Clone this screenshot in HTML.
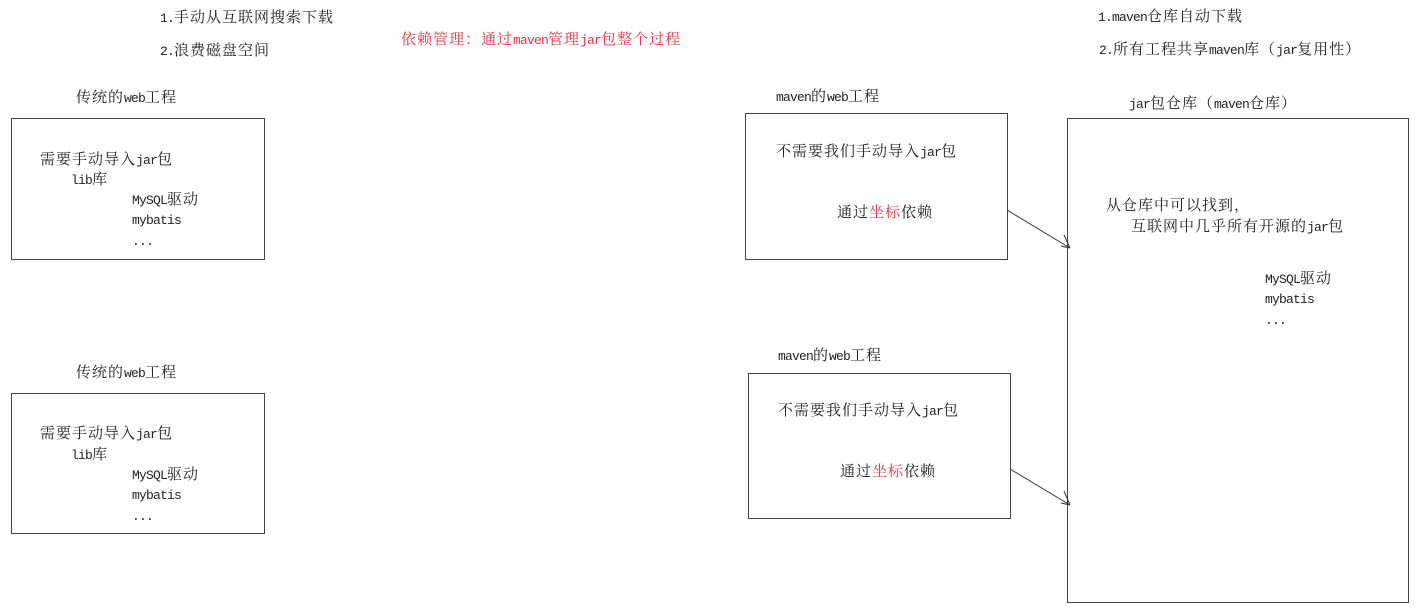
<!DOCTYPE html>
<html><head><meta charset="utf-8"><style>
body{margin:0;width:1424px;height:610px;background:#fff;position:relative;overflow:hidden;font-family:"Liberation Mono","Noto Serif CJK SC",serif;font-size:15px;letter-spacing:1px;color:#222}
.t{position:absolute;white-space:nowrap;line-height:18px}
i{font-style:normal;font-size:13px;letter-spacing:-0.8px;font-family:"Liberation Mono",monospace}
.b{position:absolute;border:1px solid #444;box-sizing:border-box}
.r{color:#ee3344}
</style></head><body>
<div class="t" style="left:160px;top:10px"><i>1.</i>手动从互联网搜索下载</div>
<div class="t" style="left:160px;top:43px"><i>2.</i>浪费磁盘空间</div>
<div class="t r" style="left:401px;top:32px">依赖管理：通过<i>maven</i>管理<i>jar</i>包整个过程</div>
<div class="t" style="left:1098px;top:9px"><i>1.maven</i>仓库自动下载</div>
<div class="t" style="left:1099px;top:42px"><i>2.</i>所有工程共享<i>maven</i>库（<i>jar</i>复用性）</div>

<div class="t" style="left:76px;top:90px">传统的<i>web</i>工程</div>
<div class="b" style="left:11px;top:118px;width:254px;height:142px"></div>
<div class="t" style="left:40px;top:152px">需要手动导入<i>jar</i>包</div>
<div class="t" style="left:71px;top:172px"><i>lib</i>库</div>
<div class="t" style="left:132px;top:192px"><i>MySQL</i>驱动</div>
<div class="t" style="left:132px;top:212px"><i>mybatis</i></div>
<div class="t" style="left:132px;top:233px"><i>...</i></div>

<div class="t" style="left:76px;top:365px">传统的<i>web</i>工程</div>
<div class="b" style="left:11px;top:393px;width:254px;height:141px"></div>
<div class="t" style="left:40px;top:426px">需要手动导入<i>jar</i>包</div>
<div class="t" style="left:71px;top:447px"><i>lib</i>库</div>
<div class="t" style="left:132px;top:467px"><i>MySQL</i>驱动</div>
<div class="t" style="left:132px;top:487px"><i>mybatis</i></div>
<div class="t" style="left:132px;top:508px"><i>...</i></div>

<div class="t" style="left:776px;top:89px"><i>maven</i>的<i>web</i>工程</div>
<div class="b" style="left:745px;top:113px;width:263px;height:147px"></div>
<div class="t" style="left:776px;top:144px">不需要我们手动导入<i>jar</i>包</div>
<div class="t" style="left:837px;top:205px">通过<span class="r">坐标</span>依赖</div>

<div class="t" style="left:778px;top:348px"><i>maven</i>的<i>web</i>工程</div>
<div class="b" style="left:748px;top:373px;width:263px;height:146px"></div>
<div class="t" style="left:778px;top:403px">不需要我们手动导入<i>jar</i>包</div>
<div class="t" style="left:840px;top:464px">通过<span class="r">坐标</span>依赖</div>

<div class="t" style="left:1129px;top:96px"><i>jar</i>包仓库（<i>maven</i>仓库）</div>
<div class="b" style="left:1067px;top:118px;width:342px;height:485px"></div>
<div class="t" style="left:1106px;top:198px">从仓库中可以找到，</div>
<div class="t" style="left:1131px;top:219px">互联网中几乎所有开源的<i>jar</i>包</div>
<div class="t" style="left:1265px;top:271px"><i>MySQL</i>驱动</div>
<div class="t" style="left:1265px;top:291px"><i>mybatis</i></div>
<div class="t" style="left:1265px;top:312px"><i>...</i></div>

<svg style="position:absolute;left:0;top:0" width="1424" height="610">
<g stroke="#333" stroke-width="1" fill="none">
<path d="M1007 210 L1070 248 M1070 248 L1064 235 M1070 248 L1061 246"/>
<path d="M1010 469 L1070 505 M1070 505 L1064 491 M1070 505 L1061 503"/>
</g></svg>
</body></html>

*GIVEN EXERCISE*.
Output the lines above in full and exactly as given, omitting any pictures.

*FULL ANSWER*.
Clone this screenshot in HTML.
<!DOCTYPE html>
<html><head><meta charset="utf-8"><style>
body{margin:0;width:1424px;height:610px;background:#fff;position:relative;overflow:hidden;font-family:"Liberation Mono","Noto Serif CJK SC",serif;font-size:15px;letter-spacing:1px;color:#222}
.t{position:absolute;white-space:nowrap;line-height:18px}
i{font-style:normal;font-size:13px;letter-spacing:-0.8px;font-family:"Liberation Mono",monospace}
.b{position:absolute;border:1px solid #444;box-sizing:border-box}
.r{color:#ee3344}
</style></head><body>
<div class="t" style="left:160px;top:10px"><i>1.</i>手动从互联网搜索下载</div>
<div class="t" style="left:160px;top:43px"><i>2.</i>浪费磁盘空间</div>
<div class="t r" style="left:401px;top:32px">依赖管理：通过<i>maven</i>管理<i>jar</i>包整个过程</div>
<div class="t" style="left:1098px;top:9px"><i>1.maven</i>仓库自动下载</div>
<div class="t" style="left:1099px;top:42px"><i>2.</i>所有工程共享<i>maven</i>库（<i>jar</i>复用性）</div>

<div class="t" style="left:76px;top:90px">传统的<i>web</i>工程</div>
<div class="b" style="left:11px;top:118px;width:254px;height:142px"></div>
<div class="t" style="left:40px;top:152px">需要手动导入<i>jar</i>包</div>
<div class="t" style="left:71px;top:172px"><i>lib</i>库</div>
<div class="t" style="left:132px;top:192px"><i>MySQL</i>驱动</div>
<div class="t" style="left:132px;top:212px"><i>mybatis</i></div>
<div class="t" style="left:132px;top:233px"><i>...</i></div>

<div class="t" style="left:76px;top:365px">传统的<i>web</i>工程</div>
<div class="b" style="left:11px;top:393px;width:254px;height:141px"></div>
<div class="t" style="left:40px;top:426px">需要手动导入<i>jar</i>包</div>
<div class="t" style="left:71px;top:447px"><i>lib</i>库</div>
<div class="t" style="left:132px;top:467px"><i>MySQL</i>驱动</div>
<div class="t" style="left:132px;top:487px"><i>mybatis</i></div>
<div class="t" style="left:132px;top:508px"><i>...</i></div>

<div class="t" style="left:776px;top:89px"><i>maven</i>的<i>web</i>工程</div>
<div class="b" style="left:745px;top:113px;width:263px;height:147px"></div>
<div class="t" style="left:776px;top:144px">不需要我们手动导入<i>jar</i>包</div>
<div class="t" style="left:837px;top:205px">通过<span class="r">坐标</span>依赖</div>

<div class="t" style="left:778px;top:348px"><i>maven</i>的<i>web</i>工程</div>
<div class="b" style="left:748px;top:373px;width:263px;height:146px"></div>
<div class="t" style="left:778px;top:403px">不需要我们手动导入<i>jar</i>包</div>
<div class="t" style="left:840px;top:464px">通过<span class="r">坐标</span>依赖</div>

<div class="t" style="left:1129px;top:96px"><i>jar</i>包仓库（<i>maven</i>仓库）</div>
<div class="b" style="left:1067px;top:118px;width:342px;height:485px"></div>
<div class="t" style="left:1106px;top:198px">从仓库中可以找到，</div>
<div class="t" style="left:1131px;top:219px">互联网中几乎所有开源的<i>jar</i>包</div>
<div class="t" style="left:1265px;top:271px"><i>MySQL</i>驱动</div>
<div class="t" style="left:1265px;top:291px"><i>mybatis</i></div>
<div class="t" style="left:1265px;top:312px"><i>...</i></div>

<svg style="position:absolute;left:0;top:0" width="1424" height="610">
<g stroke="#333" stroke-width="1" fill="none">
<path d="M1007 210 L1070 248 M1070 248 L1064 235 M1070 248 L1061 246"/>
<path d="M1010 469 L1070 505 M1070 505 L1064 491 M1070 505 L1061 503"/>
</g></svg>
</body></html>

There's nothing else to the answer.